Hey, I'm new here, and pretty new to photography. I cover men's fashion in New York for a magazine called MR, and have recently been required to do more and more of the photography myself. My editor is writing an article about the CEO of Bloomingdales, Mike Gould, and I was sent to take his picture. I have a Canon 6D, but the light was low, and although I upped the exposure in Photoshop, the picture is pixelated/distorted in parts. 1/160 sec, f/2.8, ISO 400.

What am I doing wrong? I see lowlight pictures without distortion.

Image below. Please help?


----------



## The_Traveler (Dec 2, 2013)

the picture is too small to see anything.
put a link to an original or at least very large image.

that being said, it is clearly underexposed and any editing will bring up noise in the shadows.
you need to know more about photography and processing


----------



## The_Traveler (Dec 2, 2013)

With only overhead lights you need to be able to get lights onto his face and eye sockets.
A reflector or flash would help

This would be a better crop, get him off the center.


----------



## bratkinson (Dec 3, 2013)

The_Traveler said:


> With only overhead lights you need to be able to get lights onto his face and eye sockets.
> A reflector or flash would help
> 
> This would be a better crop, get him off the center.
> ...



^^^^^^
+1 All of the above!


----------



## Designer (Dec 3, 2013)

Pose your subject in better light, either by asking him to move to a pool of light, or find a surface such as the ceiling or a wall from which to bounce your speedlight.  Ask your subject to turn more toward the camera and smile if he's got it in himself to do so.  Turn your camera to portrait format.  Watch the background for distracting people or objects.  

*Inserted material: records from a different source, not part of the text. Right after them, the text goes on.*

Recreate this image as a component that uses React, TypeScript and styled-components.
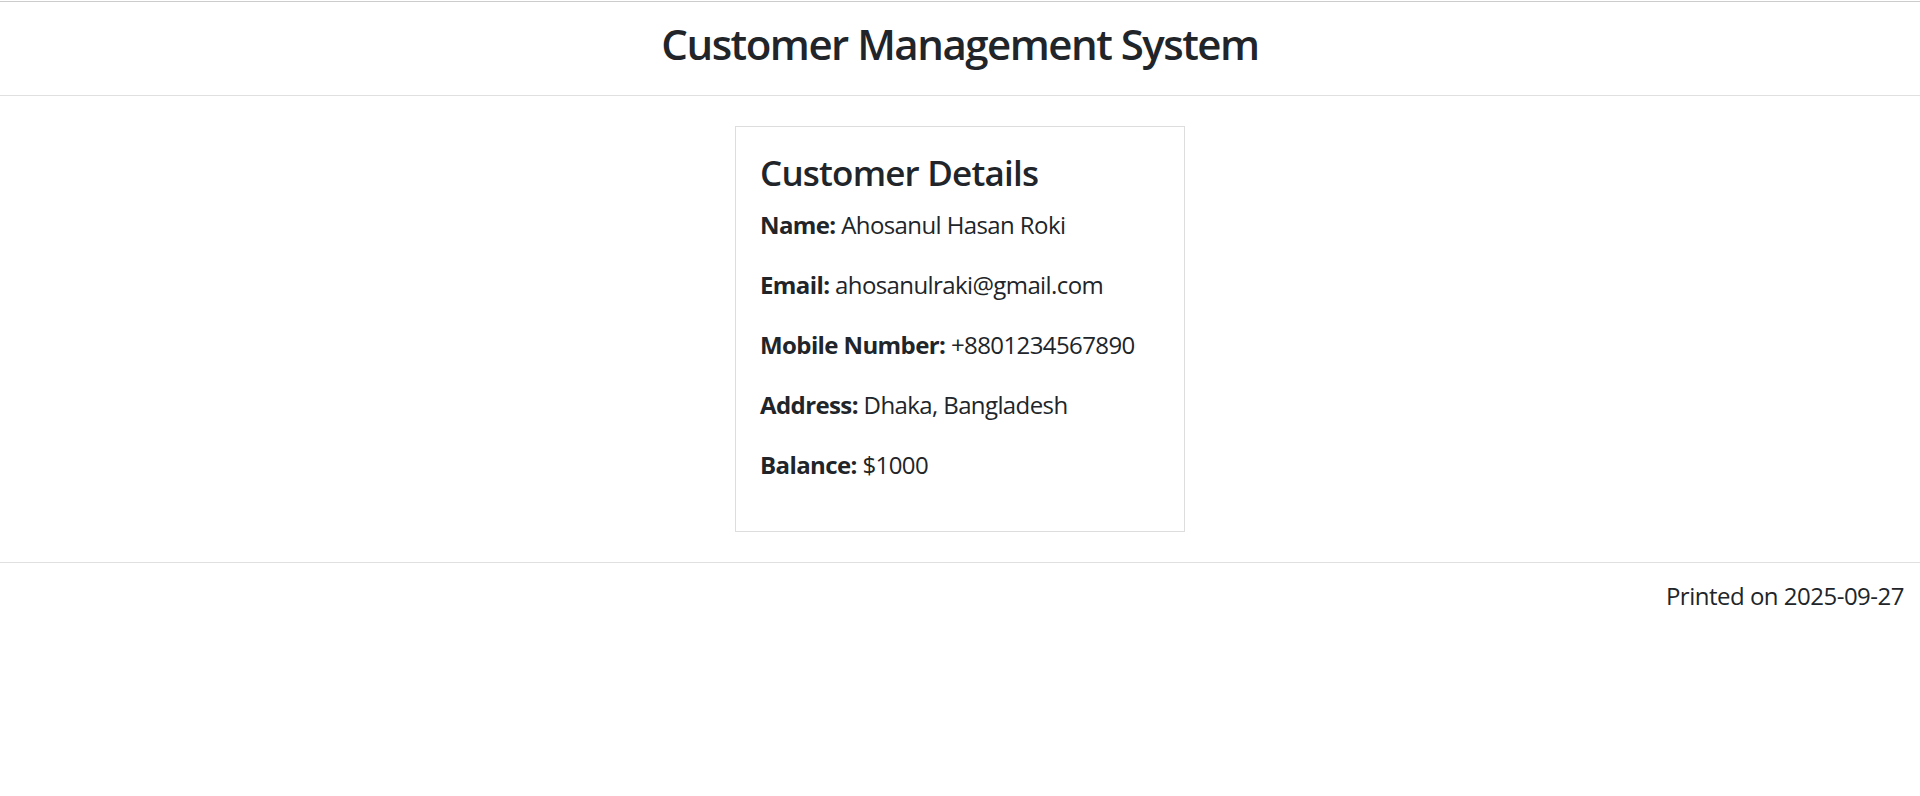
import React from "react";
import styled, { createGlobalStyle } from "styled-components";

const GlobalStyle = createGlobalStyle`
  html, body {
    margin: 0;
    padding: 0;
    background: #ffffff;
  }
  body {
    font-family: "Open Sans", "Noto Sans", "Liberation Sans", sans-serif;
    color: #212529;
    font-size: 24px;
    line-height: 1.5;
  }
  * { box-sizing: border-box; }
`;

const Page = styled.div`
  padding-top: 1px;
`;

const Header = styled.header`
  border-top: 1px solid #cccccc;
  border-bottom: 1px solid #e0e0e0;
  padding: 16px 0 25px;
  text-align: center;
`;

const Title = styled.h1`
  margin: 0;
  font-size: 42px;
  font-weight: 600;
  line-height: 52px;
  letter-spacing: -1.5px;
`;

const Main = styled.main`
  padding: 30px 0;
`;

const Card = styled.section`
  width: 450px;
  margin: 0 auto;
  border: 1px solid #dddddd;
  padding: 24px;
`;

const CardTitle = styled.h2`
  margin: 0 0 13px;
  font-size: 35px;
  font-weight: 600;
  line-height: 43px;
  letter-spacing: -0.8px;
`;

const Field = styled.p`
  margin: 0 0 24px;
  font-size: 24px;
  line-height: 36px;
  letter-spacing: -0.6px;
`;

const Label = styled.strong`
  font-weight: 700;
`;

const Footer = styled.footer`
  border-top: 1px solid #e0e0e0;
  padding: 15px 16px;
  text-align: right;
  font-size: 24px;
  line-height: 36px;
  letter-spacing: -0.5px;
`;

const fields: { label: string; value: string }[] = [
  { label: "Name:", value: "Ahosanul Hasan Roki" },
  { label: "Email:", value: "ahosanulraki@gmail.com" },
  { label: "Mobile Number:", value: "+8801234567890" },
  { label: "Address:", value: "Dhaka, Bangladesh" },
  { label: "Balance:", value: "$1000" },
];

export default function App() {
  return (
    <Page>
      <GlobalStyle />
      <Header>
        <Title>Customer Management System</Title>
      </Header>
      <Main>
        <Card>
          <CardTitle>Customer Details</CardTitle>
          {fields.map((f) => (
            <Field key={f.label}>
              <Label>{f.label}</Label> {f.value}
            </Field>
          ))}
        </Card>
      </Main>
      <Footer>Printed on 2025-09-27</Footer>
    </Page>
  );
}
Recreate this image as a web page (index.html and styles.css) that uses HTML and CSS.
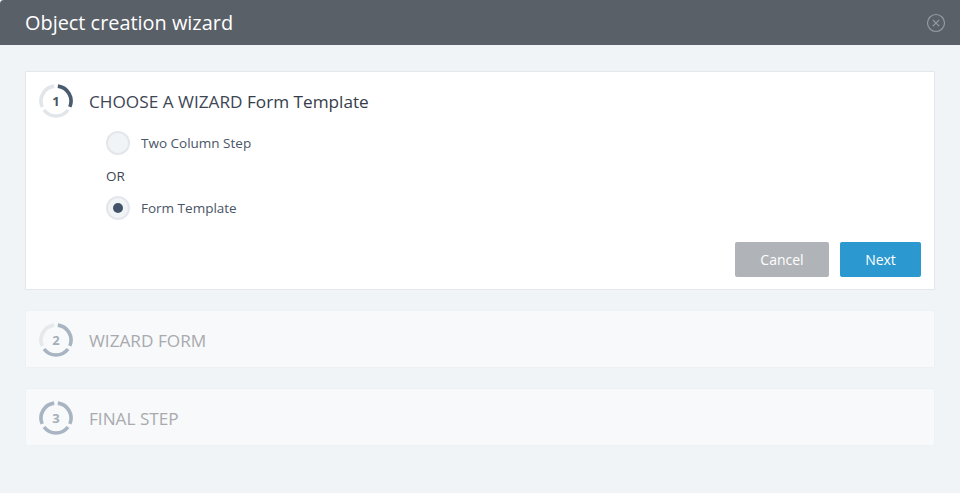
FILE: index.html
```html
<!DOCTYPE html>
<html>
<head>
<meta charset="utf-8">
<link rel="stylesheet" href="styles.css">
</head>
<body>
<div class="modal">
  <div class="modal-header">
    <h1 class="modal-title">Object creation wizard</h1>
    <svg class="close" width="20" height="20" viewBox="0 0 20 20">
      <circle cx="10" cy="10" r="8.5" fill="none" stroke="#959ba2" stroke-width="1.2"/>
      <path d="M6.8 6.8 L13.2 13.2 M13.2 6.8 L6.8 13.2" stroke="#959ba2" stroke-width="1.2" fill="none"/>
    </svg>
  </div>
  <div class="modal-body">
    <div class="step active">
      <div class="step-head">
        <svg class="step-ring" width="36" height="36" viewBox="0 0 36 36">
          <path d="M19.83 3.11 A15 15 0 0 1 31.81 23.86" stroke="#4a5b70" stroke-width="3.6" fill="none"/>
          <path d="M29.98 27.03 A15 15 0 0 1 6.02 27.03" stroke="#e2e6ea" stroke-width="3.6" fill="none"/>
          <path d="M4.19 23.86 A15 15 0 0 1 16.17 3.11" stroke="#e2e6ea" stroke-width="3.6" fill="none"/>
          <text x="18" y="23" text-anchor="middle" class="ring-num dark">1</text>
        </svg>
        <div class="step-title">CHOOSE A WIZARD <span class="strong">Form Template</span></div>
      </div>
      <div class="step-content">
        <label class="radio-row"><span class="radio"></span><span class="radio-label">Two Column Step</span></label>
        <div class="or">OR</div>
        <label class="radio-row"><span class="radio checked"></span><span class="radio-label">Form Template</span></label>
      </div>
      <div class="actions">
        <button class="btn btn-cancel">Cancel</button>
        <button class="btn btn-next">Next</button>
      </div>
    </div>
    <div class="step inactive">
      <div class="step-head">
        <svg class="step-ring" width="36" height="36" viewBox="0 0 36 36">
          <path d="M19.83 3.11 A15 15 0 0 1 31.81 23.86" stroke="#a8b4c1" stroke-width="3.6" fill="none"/>
          <path d="M29.98 27.03 A15 15 0 0 1 6.02 27.03" stroke="#a8b4c1" stroke-width="3.6" fill="none"/>
          <path d="M4.19 23.86 A15 15 0 0 1 16.17 3.11" stroke="#e6e9ec" stroke-width="3.6" fill="none"/>
          <text x="18" y="23" text-anchor="middle" class="ring-num light">2</text>
        </svg>
        <div class="step-title muted">WIZARD FORM</div>
      </div>
    </div>
    <div class="step inactive">
      <div class="step-head">
        <svg class="step-ring" width="36" height="36" viewBox="0 0 36 36">
          <path d="M19.83 3.11 A15 15 0 0 1 31.81 23.86" stroke="#a8b4c1" stroke-width="3.6" fill="none"/>
          <path d="M29.98 27.03 A15 15 0 0 1 6.02 27.03" stroke="#a8b4c1" stroke-width="3.6" fill="none"/>
          <path d="M4.19 23.86 A15 15 0 0 1 16.17 3.11" stroke="#a8b4c1" stroke-width="3.6" fill="none"/>
          <text x="18" y="23" text-anchor="middle" class="ring-num light">3</text>
        </svg>
        <div class="step-title muted">FINAL STEP</div>
      </div>
    </div>
  </div>
</div>
</body>
</html>
```
FILE: styles.css
```css
* { box-sizing: border-box; }
html, body { margin: 0; padding: 0; }
body {
  width: 960px;
  height: 493px;
  overflow: hidden;
  font-family: "Open Sans", "Liberation Sans", sans-serif;
  background: #f1f4f7;
}
.modal { width: 960px; height: 493px; background: #f1f4f7; }
.modal-header {
  height: 45px;
  background: #5a6067;
  display: flex;
  align-items: center;
  justify-content: space-between;
  padding: 0 14px 0 25px;
  border-top-left-radius: 4px;
}
.modal-title {
  margin: 0;
  color: #ffffff;
  font-size: 19.9px;
  font-weight: 400;
}
.close { display: block; }
.modal-body {
  padding: 26px 25px 0 25px;
  display: flex;
  flex-direction: column;
  gap: 20px;
}
.step {
  border: 1px solid #e4e8ec;
  padding: 11px 13px 9px 12px;
}
.step.active { background: #ffffff; padding-bottom: 12px; }
.step.inactive { background: #f7f9fb; border-color: #eef1f4; }
.step-head {
  display: flex;
  align-items: center;
  height: 36px;
  gap: 15px;
}
.step-ring { display: block; flex: none; }
.ring-num { font-family: "Open Sans", "Liberation Sans", sans-serif; font-size: 13px; font-weight: 700; }
.ring-num.dark { fill: #4b5563; }
.ring-num.light { fill: #a6aeb8; }
.step-title {
  font-size: 17.2px;
  color: #3e4654;
}
.step-title .strong { font-weight: 500; color: #353d4a; }
.step-title.muted { color: #a9aaad; }
.step-content {
  margin-left: 68px;
  padding-top: 12px;
  display: flex;
  flex-direction: column;
}
.radio-row {
  display: flex;
  align-items: center;
  gap: 11px;
  height: 24px;
}
.radio {
  width: 24px;
  height: 24px;
  border-radius: 50%;
  background: #f1f4f7;
  border: 2px solid #e3e7eb;
  display: flex;
  align-items: center;
  justify-content: center;
}
.radio.checked::after {
  content: "";
  width: 10px;
  height: 10px;
  border-radius: 50%;
  background: #43546a;
}
.radio-label { font-size: 13.5px; color: #4a5566; }
.or {
  font-size: 13.5px;
  color: #3e4654;
  padding: 15px 0 13px 0;
  line-height: 13px;
}
.actions {
  display: flex;
  justify-content: flex-end;
  gap: 11px;
  margin-top: 22px;
}
.btn {
  height: 35px;
  border: none;
  border-radius: 2px;
  color: #ffffff;
  font-family: "Open Sans", "Liberation Sans", sans-serif;
  font-size: 14px;
}
.btn-cancel { width: 94px; background: #b0b4b8; }
.btn-next { width: 81px; background: #2b98cf; }
```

Other than that, pretty good.


----------



## MK3Brent (Dec 14, 2013)

Question:

Are you going to take any of these edited photos back to your editor, where they may be published?


----------



## Overread (Dec 14, 2013)

Get your ISO higher. 

Most modern DSLRs can easily do ISO 800 without much noise (esp when prepared for print and typical web display). Whilst higher ISO does mean more noise its important to realise that underexposed photos brightened will show even more noise than if you'd used a higher ISO to get the exposure brighter in the first place. The "Expose to the right" theory and the use of your histogram when reviewing shots are two things you should read up on.

Early on advice for beginners was to keep ISO as low as possible - these days I personally feel that is bad advice and that people should be taught to set their aperture and shutter speed as needed for the scene and then let the ISO land where its needed to for the shot. There after they can consider the theory of a low ISO for less noise once they've got the creative and exposure control aspects understood


----------